Abstract

Thoughts on Language and Species in Zoopoetics – a Background Sketch Amelie Björck Zoopoetic studies investigate “texts that are, in one way or another, predicated upon an engagement with animals and animality (human and nonhuman),” to quote Kári Driscoll and Eva Hoffman. A central question in this field concerns the relation between language and species. This article suggests that two basic views can be discerned: one that conceptualizes language as a human-specific capacity, and another that frames language as a broader phenomenon that humans and most other species have in common. These two starting points – the first accentuating differences, the second emphasizing similarities – give rise to two different approaches to zoopoetry.
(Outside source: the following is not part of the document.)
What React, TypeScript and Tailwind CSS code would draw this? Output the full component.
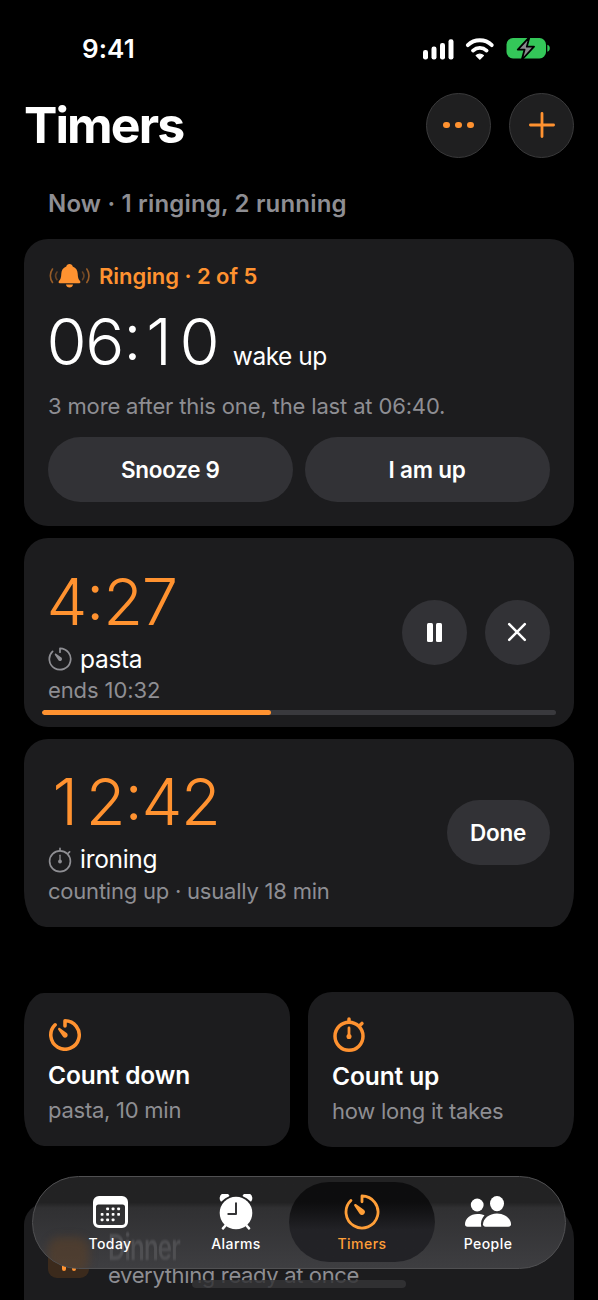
import React from 'react';

interface IconProps {
  className?: string;
  strokeWidth?: number;
}

interface StartCardProps {
  icon: React.ReactNode;
  title: string;
  hint: string;
  className?: string;
}

interface Tab {
  id: string;
  label: string;
  icon: React.ReactNode;
}

// Icons
const TimerIcon: React.FC<IconProps> = ({ className = '', strokeWidth = 2.8 }) => (
  <svg viewBox="0 0 36 36" className={className} fill="none" stroke="currentColor" strokeWidth={strokeWidth} strokeLinecap="round" strokeLinejoin="round">
    <path d="M18 7.800V2A16 16 0 1 1 6.900 6.500" />
    <path d="M10.500 10.300c.5-.5 1.100-.5 1.700-.1l7.300 5.200a3 3 0 1 1-4.100 4.100l-5-7.400c-.4-.6-.4-1.300.1-1.800z" fill="currentColor" stroke="none" />
  </svg>
);

const StopwatchIcon: React.FC<IconProps> = ({ className = '', strokeWidth = 2.8 }) => (
  <svg viewBox="0 0 36 40" className={className} fill="none" stroke="currentColor" strokeWidth={strokeWidth} strokeLinecap="round">
    <circle cx="18" cy="22" r="16" />
    <path d="M18 5.500V2.200M30.600 9.400L32.800 7.400" />
    <path d="M18 22V12.500" strokeWidth={strokeWidth * 0.8} />
    <circle cx="18" cy="22.300" r="2.900" fill="currentColor" stroke="none" />
  </svg>
);

const BellIcon = () => (
  <svg viewBox="0 0 42 24" className="h-6 w-[42px]" fill="none">
    <path d="M21.500 0c1.800 0 3 1.100 3.200 2.500 3.300 1.100 4.900 3.900 5 7.300.1 3.800.8 5.600 2.300 7.200.7.700.7 2.200-.8 2.200H11.800c-1.500 0-1.500-1.500-.8-2.200 1.500-1.600 2.200-3.400 2.300-7.200.1-3.400 1.700-6.200 5-7.300C18.500 1.100 19.700 0 21.500 0z" fill="#ff9230" />
    <path d="M18 20.600h7c-.2 1.800-1.600 3-3.500 3s-3.300-1.200-3.500-3z" fill="#ff9230" />
    <g stroke="#ff9230" strokeWidth="1.600" strokeLinecap="round">
      <path d="M4.500 5C1.600 9 1.600 14.500 4.500 18.500M38.800 5c2.900 4 2.900 9.500 0 13.500" opacity=".55" />
      <path d="M9 8c-1.800 2.400-1.800 5.300 0 7.700M34.500 8c1.800 2.400 1.800 5.300 0 7.700" opacity=".35" />
    </g>
  </svg>
);

const CalendarIcon = () => (
  <svg viewBox="0 0 35 32" className="h-8 w-[35px]">
    <path fillRule="evenodd" fill="#fff" d="M6 0h23a6 6 0 0 1 6 6v20a6 6 0 0 1-6 6H6a6 6 0 0 1-6-6V6a6 6 0 0 1 6-6zM5.500 8.500a2.500 2.500 0 0 0-2.500 2.500v15a3 3 0 0 0 3 3h23a3 3 0 0 0 3-3V11a2.500 2.500 0 0 0-2.500-2.500z" />
    <g fill="#fff">
      <rect x="13.200" y="11.500" width="2.800" height="2.800" rx=".8" />
      <rect x="18.700" y="11.500" width="2.800" height="2.800" rx=".8" />
      <rect x="24.200" y="11.500" width="2.800" height="2.800" rx=".8" />
      <rect x="7.700" y="17" width="2.800" height="2.800" rx=".8" />
      <rect x="13.200" y="17" width="2.800" height="2.800" rx=".8" />
      <rect x="18.700" y="17" width="2.800" height="2.800" rx=".8" />
      <rect x="24.200" y="17" width="2.800" height="2.800" rx=".8" />
      <rect x="7.700" y="22.500" width="2.800" height="2.800" rx=".8" />
      <rect x="13.200" y="22.500" width="2.800" height="2.800" rx=".8" />
      <rect x="18.700" y="22.500" width="2.800" height="2.800" rx=".8" />
    </g>
  </svg>
);

const AlarmIcon = () => (
  <svg viewBox="0 0 34 36" className="h-9 w-[34px]" fill="none">
    <circle cx="17" cy="19" r="16.300" fill="#fff" />
    <path d="M2.200 6.600A4.300 4.300 0 0 1 9.500 1.800C6.500 2.900 4.200 4.500 2.200 6.600zM31.800 6.600A4.300 4.300 0 0 0 24.500 1.800C27.500 2.900 29.800 4.500 31.800 6.600z" fill="#fff" stroke="#fff" strokeWidth="1.600" strokeLinejoin="round" />
    <path d="M6.500 31.500L4 34.300M27.500 31.500L30 34.300" stroke="#fff" strokeWidth="2.600" strokeLinecap="round" />
    <path d="M17 9.200V20H9.300" stroke="#343436" strokeWidth="2" strokeLinecap="round" strokeLinejoin="round" />
  </svg>
);

const PeopleIcon = () => (
  <svg viewBox="0 0 46 32" className="h-8 w-[46px]" fill="#fff">
    <circle cx="12.200" cy="9" r="6.400" />
    <ellipse cx="32" cy="7.600" rx="7" ry="7.600" />
    <path d="M19.500 19.200C17.600 18.300 15 17.900 12.300 17.900 5.500 17.900 0 22.600 0 28.300 0 29.700.8 30.700 2.500 30.700H16.300C15.300 26.800 16.500 22.500 19.500 19.200z" />
    <path d="M32 17.500c7.800 0 14 5.300 14 10.700 0 1.600-.9 2.500-2.700 2.500H20.700c-1.800 0-2.700-.9-2.700-2.500 0-5.400 6.200-10.700 14-10.700z" />
  </svg>
);

const StatusIcons = () => (
  <svg viewBox="0 0 128 24" className="h-6 w-32" fill="none">
    <g fill="#fff">
      <rect x="0" y="12" width="5" height="9.500" rx="2.200" />
      <rect x="8.500" y="8.500" width="5" height="13" rx="2.200" />
      <rect x="17" y="5" width="5" height="16.500" rx="2.200" />
      <rect x="25.500" y="1.200" width="5" height="20.300" rx="2.200" />
    </g>
    <g stroke="#fff" strokeWidth="3.800" strokeLinecap="round">
      <path d="M44.800 7.200C51.500.6 62.100.6 68.800 7.200" />
      <path d="M50 12.600c4-3.600 9.600-3.600 13.600 0" />
    </g>
    <path d="M53.300 17.500c2-1.800 5-1.800 7 0L56.800 21z" fill="#fff" stroke="#fff" strokeWidth="1.400" strokeLinejoin="round" />
    <rect x="83.500" y="0" width="39.500" height="20.500" rx="6.500" fill="#34c759" />
    <path d="M124.300 6.800c3.300.6 3.300 6.300 0 7z" fill="#34c759" />
    <path d="M106.500-1L94.800 11.600h6.800L98.700 22 111 8.700h-7.200z" fill="#8a8a8e" stroke="#000" strokeWidth="1.800" strokeLinejoin="round" />
  </svg>
);

// Large clock digits, every "1" is padded to the width of the others and the colon is raised
const BigTime: React.FC<{ value: string; className?: string }> = ({ value, className = '' }) => (
  <span className={`-ml-[1.500px] text-[65px] leading-[78px] font-light tracking-[-1.300px] ${className}`}>
    {value.split(/([1:])/).map((part, i) => {
      if (part === '1') return <span key={i} className="mr-[9px] ml-[6px]">1</span>;
      if (part === ':') return <span key={i} className="relative -top-[5px]">:</span>;
      return part;
    })}
  </span>
);

const StartCard: React.FC<StartCardProps> = ({ icon, title, hint, className = '' }) => (
  <button type="button" className={`flex flex-col items-start bg-[#1c1c1e] px-6 text-left ${className}`}>
    <span className="text-[#ff9230]">{icon}</span>
    <span className="mt-2 text-[24.500px] leading-8 font-semibold tracking-[-0.1px]">{title}</span>
    <span className="mt-[3px] text-[22px] leading-8 tracking-[-0.25px] text-[#8e8e93]">{hint}</span>
  </button>
);

const tabs: Tab[] = [
  { id: 'today', label: 'Today', icon: <CalendarIcon /> },
  { id: 'alarms', label: 'Alarms', icon: <AlarmIcon /> },
  { id: 'timers', label: 'Timers', icon: <TimerIcon className="h-9 w-9" strokeWidth={2.8} /> },
  { id: 'people', label: 'People', icon: <PeopleIcon /> },
];

const TabBar: React.FC<{ active: string }> = ({ active }) => (
  <nav className="absolute top-[1176px] left-8 flex h-[93px] w-[534px] justify-center overflow-hidden rounded-full border border-[#505052] bg-linear-to-b from-[#222223] from-28% via-[#303032] via-34% to-[#3e3e41]">
    {/* Content refracted through the glass */}
    <div className="absolute top-[60px] left-[15px] h-9 w-[41px] rounded-xl bg-[#5b4028] opacity-60 blur-[4px]" />
    <div className="absolute top-[51px] left-[75px] origin-top scale-y-[1.500] text-[24px] leading-[26px] font-semibold tracking-[-0.8px] text-[#4f4f52] blur-[0.6px]">Dinner</div>
    <div className="absolute top-[5px] left-[256px] h-20 w-[146px] rounded-full bg-linear-to-b from-[#0d0d0e] from-25% to-[#222226] to-60%" />
    {tabs.map((tab) => (
      <a
        key={tab.id}
        className={`relative flex w-[126px] flex-col items-center ${tab.id === active ? 'text-[#ff9f38]' : 'text-white'}`}
      >
        <span className="mt-[15px] flex h-10 items-center justify-center">{tab.icon}</span>
        <span className="mt-[3px] text-[14px] leading-[18px] font-medium tracking-[0.45px]">{tab.label}</span>
      </a>
    ))}
  </nav>
);

const App: React.FC = () => {
  const progress = 44.5;

  return (
    <div className="relative flex h-[1300px] w-[598px] flex-col overflow-hidden bg-black font-['Inter','Liberation_Sans',sans-serif] text-white">
      {/* Status bar */}
      <div className="flex h-[92px] shrink-0 items-start justify-between pt-[32px] pr-[47px] pl-[82px]">
        <span className="pt-px text-[26px] leading-8 font-semibold tracking-[0.1px]">9:41</span>
        <span className="pt-[6px]"><StatusIcons /></span>
      </div>

      {/* Title */}
      <header className="flex h-[66px] shrink-0 items-center pr-6 pl-6">
        <h1 className="flex-1 text-[50px] leading-none font-bold tracking-[-1.900px]">Timers</h1>
        <div className="flex gap-[18px]">
          <button type="button" aria-label="More" className="flex h-[65px] w-[65px] items-center justify-center gap-[5.500px] rounded-full border border-[#3a3a3b] bg-[#1f1f20]">
            <i className="h-[6.500px] w-[6.500px] rounded-full bg-[#ff9230]" />
            <i className="h-[6.500px] w-[6.500px] rounded-full bg-[#ff9230]" />
            <i className="h-[6.500px] w-[6.500px] rounded-full bg-[#ff9230]" />
          </button>
          <button type="button" aria-label="Add" className="flex h-[65px] w-[65px] items-center justify-center rounded-full border border-[#3a3a3b] bg-[#1f1f20]">
            <svg viewBox="0 0 26 26" className="h-[26px] w-[26px]" stroke="#ff9230" strokeWidth="2.800" strokeLinecap="round">
              <path d="M13 1.400v23.200M1.400 13h23.200" />
            </svg>
          </button>
        </div>
      </header>

      <h2 className="mt-[30px] shrink-0 pl-12 text-[24px] leading-8 font-semibold tracking-[0.18px] text-[#8e8e93]">Now · 1 ringing, 2 running</h2>

      <main className="mt-[19px] flex shrink-0 flex-col gap-3 px-6">
        {/* Ringing alarm */}
        <section className="flex h-[287px] w-[549.500px] flex-col rounded-[24px] bg-[#1c1c1e] px-6 pt-[21px]">
          <div className="flex h-8 items-center text-[#ff9230]">
            <BellIcon />
            <span className="ml-[9px] text-[22px] font-semibold tracking-[-0.05px]">Ringing · 2 of 5</span>
          </div>
          <div className="mt-[11px] flex h-[78px] items-baseline">
            <BigTime value="06:10" />
            <span className="ml-[14.500px] text-[24.500px] tracking-[-0.5px]">wake up</span>
          </div>
          <p className="mt-[9px] text-[22px] leading-8 tracking-[-0.15px] text-[#8e8e93]">3 more after this one, the last at 06:40.</p>
          <div className="mt-[15px] flex gap-3">
            <button type="button" className="h-[65px] flex-1 rounded-full bg-[#323236] text-[22.500px] font-semibold tracking-[-0.3px]">Snooze 9</button>
            <button type="button" className="h-[65px] flex-1 rounded-full bg-[#323236] text-[22.500px] font-semibold tracking-[-0.2px]">I am up</button>
          </div>
        </section>

        {/* Running countdown */}
        <section className="flex h-[188.500px] w-[549.500px] flex-col rounded-[24px] bg-[#1c1c1e] pt-6">
          <div className="flex items-center justify-between px-6">
            <div>
              <div className="flex pt-px"><BigTime value="4:27" className="text-[#ff9230]" /></div>
              <div className="mt-[2px] flex h-8 items-center text-[24.500px] tracking-[-0.3px]">
                <TimerIcon className="mr-2 h-6 w-6 text-[#8e8e93]" strokeWidth={2.6} />
                pasta
              </div>
              <div className="text-[22px] leading-[31px] tracking-[-0.1px] text-[#8e8e93]">ends 10:32</div>
            </div>
            <div className="mb-1 flex gap-[18px]">
              <button type="button" aria-label="Pause" className="flex h-[65px] w-[65px] items-center justify-center gap-[3px] rounded-full bg-[#323236]">
                <i className="h-[19px] w-[6px] rounded-[1.500px] bg-white" />
                <i className="h-[19px] w-[6px] rounded-[1.500px] bg-white" />
              </button>
              <button type="button" aria-label="Cancel" className="flex h-[65px] w-[65px] items-center justify-center rounded-full bg-[#323236]">
                <svg viewBox="0 0 20 20" className="h-5 w-5" stroke="#fff" strokeWidth="2.500" strokeLinecap="round">
                  <path d="M2.200 2.200l15.600 15.600M17.800 2.200L2.200 17.800" />
                </svg>
              </button>
            </div>
          </div>
          <div className="mx-[18px] mt-[3.500px] h-[5px] overflow-hidden rounded-full bg-[#39393d]">
            <div className="h-full rounded-full bg-[#ff9230]" style={{ width: `${progress}%` }} />
          </div>
        </section>

        {/* Running stopwatch */}
        <section className="flex h-[188.500px] w-[549.500px] items-center justify-between rounded-t-[24px] rounded-b-[22px_36px] bg-[#1c1c1e] px-6">
          <div className="pt-[4px]">
            <div className="flex"><BigTime value="12:42" className="text-[#ff9230]" /></div>
            <div className="mt-[3px] flex h-8 items-center text-[24.500px] tracking-[-0.3px]">
              <StopwatchIcon className="mr-2 h-[26px] w-6 text-[#8e8e93]" strokeWidth={2.6} />
              ironing
            </div>
            <div className="text-[22px] leading-[31px] tracking-[-0.22px] text-[#8e8e93]">counting up · usually 18 min</div>
          </div>
          <button type="button" className="h-[65px] w-[103px] rounded-full bg-[#323236] text-[22.500px] font-semibold tracking-[-0.3px]">Done</button>
        </section>
      </main>

      <div className="mt-[65px] flex w-full shrink-0 items-center justify-between pr-[24.500px] pl-6">
        <StartCard
          icon={<TimerIcon className="h-8 w-[34px]" strokeWidth={4} />}
          title="Count down"
          hint="pasta, 10 min"
          className="h-[153px] w-[266px] rounded-l-[20px_32px] rounded-r-[24px] pt-[26px]"
        />
        <StartCard
          icon={<StopwatchIcon className="h-[35px] w-[34px]" strokeWidth={4} />}
          title="Count up"
          hint="how long it takes"
          className="h-[155px] w-[265.500px] rounded-l-[24px] rounded-r-[20px_32px] pt-[25px]"
        />
      </div>

      {/* Next suggestion, half hidden by the tab bar */}
      <section className="mx-6 mt-[56px] flex h-[140px] w-[549.500px] shrink-0 rounded-[22px_36px] bg-[#1c1c1e] pt-[34px] pl-6">
        <div className="flex h-[41px] w-[41px] shrink-0 items-end justify-center gap-[6px] rounded-[9px] bg-[#3b2a1c] pb-[7px]">
          <i className="h-5 w-1 rounded-full bg-[#ff9230]" />
          <i className="h-5 w-1 rounded-full bg-[#ff9230]" />
        </div>
        <div className="ml-[19px] pt-[22px]">
          <div className="text-[22px] leading-8 tracking-[-0.35px] text-[#8e8e93]">everything ready at once</div>
        </div>
      </section>

      <TabBar active="timers" />

      {/* Home indicator */}
      <div className="absolute top-[1280px] left-48 h-[7.500px] w-[214px] rounded-full bg-[#343436]/85" />
    </div>
  );
};

export default App;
In the first case, zoopoetry is associated with the deconstruction of human semantics and, thus, of human power. In the second case, zoopoetry is seen as an experiment in which the attentive human poet comes together with animals in a natural act of mutual poiesis. The aim of the article is to uncover the genealogy of these two views – here named the “language sceptic” perspective and the “language affirmative” perspective, respectively – and to problematize them as scholarly reading positions. Using examples from Les Murray’s animal poetry, the article argues that the two perspectives might more fruitfully be explored as two dimensions that exist and create interesting friction within zoopoetic texts – hence an oscillation between the perspectives is preferable.